Container Orchestration

Core Philosophy

Container orchestration automates the deployment, scaling, networking, and lifecycle management of containerized applications across clusters of machines. The core insight is that individual containers are ephemeral and disposable — orchestration ensures that the desired state of the system (number of replicas, resource allocation, networking rules) is continuously maintained regardless of individual container failures.

Key Techniques

• Declarative Configuration: Define the desired state of your application (replicas, resources, networking) in manifests. The orchestrator continuously reconciles actual state with desired state.
• Service Discovery and Load Balancing: Automatically register containers as they start and route traffic to healthy instances through internal DNS and load balancers.
• Rolling Updates: Replace containers incrementally, ensuring zero-downtime deployments by maintaining minimum available replicas throughout the process.
• Horizontal Pod Autoscaling: Automatically adjust replica counts based on CPU, memory, or custom metrics to handle variable traffic loads.
• Resource Quotas and Limits: Set CPU and memory requests (guaranteed minimum) and limits (hard ceiling) to prevent noisy neighbors and ensure fair scheduling.
• Namespace Isolation: Partition cluster resources into logical boundaries for teams, environments, or applications with independent access controls.

Best Practices

• Set resource requests and limits on every container. Without them, scheduling is unpredictable and a single pod can starve the node.
• Use liveness and readiness probes to let the orchestrator detect and recover from application-level failures automatically.
• Store configuration in ConfigMaps and secrets in Secrets objects, not baked into container images.
• Use Helm charts or Kustomize for templating and managing environment-specific configuration variations.
• Implement pod disruption budgets to prevent rolling updates from taking down too many replicas simultaneously.
• Run stateless workloads whenever possible.
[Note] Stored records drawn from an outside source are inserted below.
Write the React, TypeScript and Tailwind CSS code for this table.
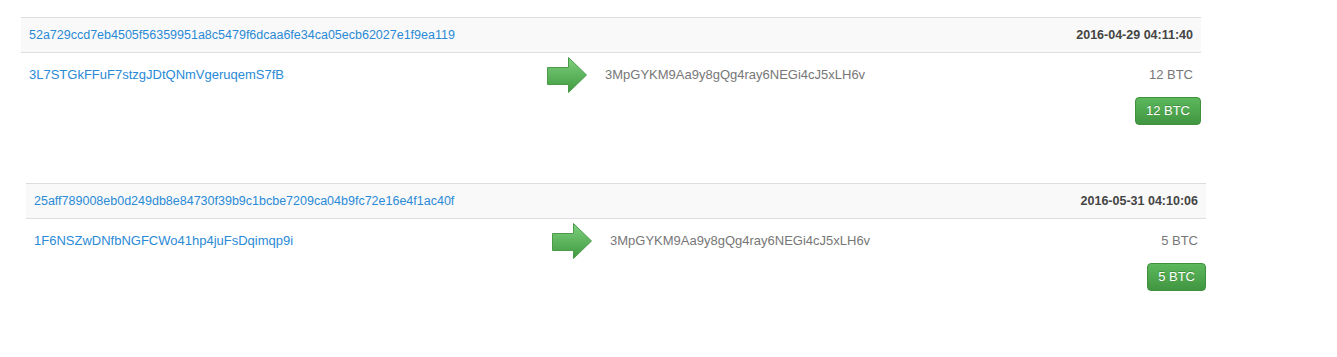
const transfers = [
  {
    txid: "52a729ccd7eb4505f56359951a8c5479f6dcaa6fe34ca05ecb62027e1f9ea119",
    time: "2016-04-29 04:11:40",
    from: "3L7STGkFFuF7stzgJDtQNmVgeruqemS7fB",
    to: "3MpGYKM9Aa9y8gQg4ray6NEGi4cJ5xLH6v",
    amount: "12 BTC",
  },
  {
    txid: "25aff789008eb0d249db8e84730f39b9c1bcbe7209ca04b9fc72e16e4f1ac40f",
    time: "2016-05-31 04:10:06",
    from: "1F6NSZwDNfbNGFCWo41hp4juFsDqimqp9i",
    to: "3MpGYKM9Aa9y8gQg4ray6NEGi4cJ5xLH6v",
    amount: "5 BTC",
  },
];

const Arrow = ({ id }: { id: string }) => (
  <svg width="40" height="36" viewBox="0 0 40 36">
    <defs>
      <linearGradient id={id} x1="0" y1="0" x2="0" y2="1">
        <stop offset="0" stopColor="#7fd07f" />
        <stop offset="1" stopColor="#3e9a3e" />
      </linearGradient>
    </defs>
    <path
      d="M0.5 10.5 H21.5 V0.5 L39.5 18 L21.5 35.5 V27.5 H0.5 Z"
      fill={`url(#${id})`}
      stroke="#4a9a4a"
      strokeWidth="1"
    />
  </svg>
);

const Transfer = ({ tx, i }: { tx: (typeof transfers)[number]; i: number }) => (
  <div className="w-[1180px] text-[13px]">
    <div className="flex items-center justify-between border-y border-[#dddddd] bg-[#f9f9f9] px-2 py-2 text-[12.5px] leading-[18px]">
      <a className="text-[#2a8ad6]">{tx.txid}</a>
      <span className="font-bold text-[#444444]">{tx.time}</span>
    </div>
    <div className="flex items-center py-1">
      <div className="w-[526px] pl-2">
        <a className="text-[#2a8ad6]">{tx.from}</a>
      </div>
      <div className="w-[58px]">
        <Arrow id={`arr${i}`} />
      </div>
      <div className="flex flex-1 justify-between pr-2 text-[#777777]">
        <span>{tx.to}</span>
        <span>{tx.amount}</span>
      </div>
    </div>
    <div className="flex justify-end">
      <span className="rounded-[4px] border border-[#3e8f3e] bg-gradient-to-b from-[#5cb85c] to-[#419641] px-[10px] leading-[26px] text-white text-shadow-[0_-1px_0_rgba(0,0,0,0.2)]">
        {tx.amount}
      </span>
    </div>
  </div>
);

export default function App() {
  return (
    <div className="h-[357px] bg-white pt-[17px] pl-[21px] font-['Liberation_Sans',Arial,sans-serif]">
      <Transfer tx={transfers[0]} i={0} />
      <div className="mt-[58px] ml-[5px]">
        <Transfer tx={transfers[1]} i={1} />
      </div>
    </div>
  );
}
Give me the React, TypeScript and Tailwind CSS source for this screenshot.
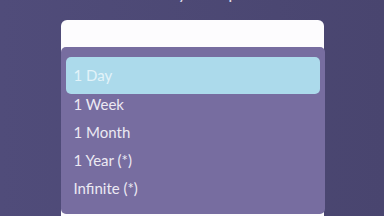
import React from "react";

const items = ["1 Day", "1 Week", "1 Month", "1 Year (*)", "Infinite (*)"];

export default function App() {
  return (
    <div
      className="w-[384px] h-[216px] overflow-hidden bg-gradient-to-r from-[#504c7a] to-[#49456f] flex flex-col items-center"
      style={{ fontFamily: "Lato, 'Noto Sans', sans-serif" }}
    >
      <div className="h-[20px] shrink-0 w-full flex justify-center overflow-hidden">
        <div className="mt-[-19px] h-[22px] text-[18px] leading-[22px] text-[#dcdaea] pl-[18px]">
          Entry Lifespan
        </div>
      </div>
      <div className="relative w-[263px] h-[210px] shrink-0 bg-[#fdfcfe] rounded-[6px]">
        <div className="absolute left-0 right-[-1px] top-[27px] h-[167px] bg-[#776da0] rounded-[5px] pt-[10px] flex flex-col">
          {items.map((it, i) =>
            i === 0 ? (
              <div
                key={it}
                className="ml-[5px] mr-[5px] h-[37px] -mb-[4px] shrink-0 flex items-center pl-[8px] bg-[#acdaeb] rounded-[5px] text-[15px] text-[#e3f3f9]"
              >
                {it}
              </div>
            ) : (
              <div
                key={it}
                className="h-[28px] shrink-0 flex items-center pl-[13px] text-[15px] text-[#ece9f3]"
              >
                {it}
              </div>
            )
          )}
        </div>
      </div>
    </div>
  );
}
Use managed databases and object storage rather than persistent volumes for data.
• Monitor cluster health, node utilization, and pod scheduling metrics continuously.

Common Patterns

• Sidecar Pattern: Attach helper containers (logging agents, proxies, config reloaders) alongside the main application container in the same pod.
• Init Containers: Run setup tasks (database migrations, config fetching) before the main application container starts.
• DaemonSets: Run exactly one instance of a pod on every node for cluster-wide concerns like log collection or monitoring agents.
• StatefulSets: Manage stateful applications that need stable network identities and persistent storage, like databases and message queues.
• Job and CronJob: Run batch processing tasks to completion or on a schedule.

Anti-Patterns

• Running containers as root. Use non-root users and read-only filesystems to minimize the blast radius of container escapes.
• Not setting resource limits, allowing a single misbehaving pod to consume all node resources and evict other workloads.
• Using latest tags for container images, making deployments non-reproducible and rollbacks impossible.
• Storing persistent state inside containers. When the container restarts, the data is gone.
• Overcomplicating with microservices when a simpler architecture would suffice. Orchestration complexity should be justified by operational needs.
• Neglecting cluster upgrades. Running outdated orchestrator versions accumulates security vulnerabilities and missing features.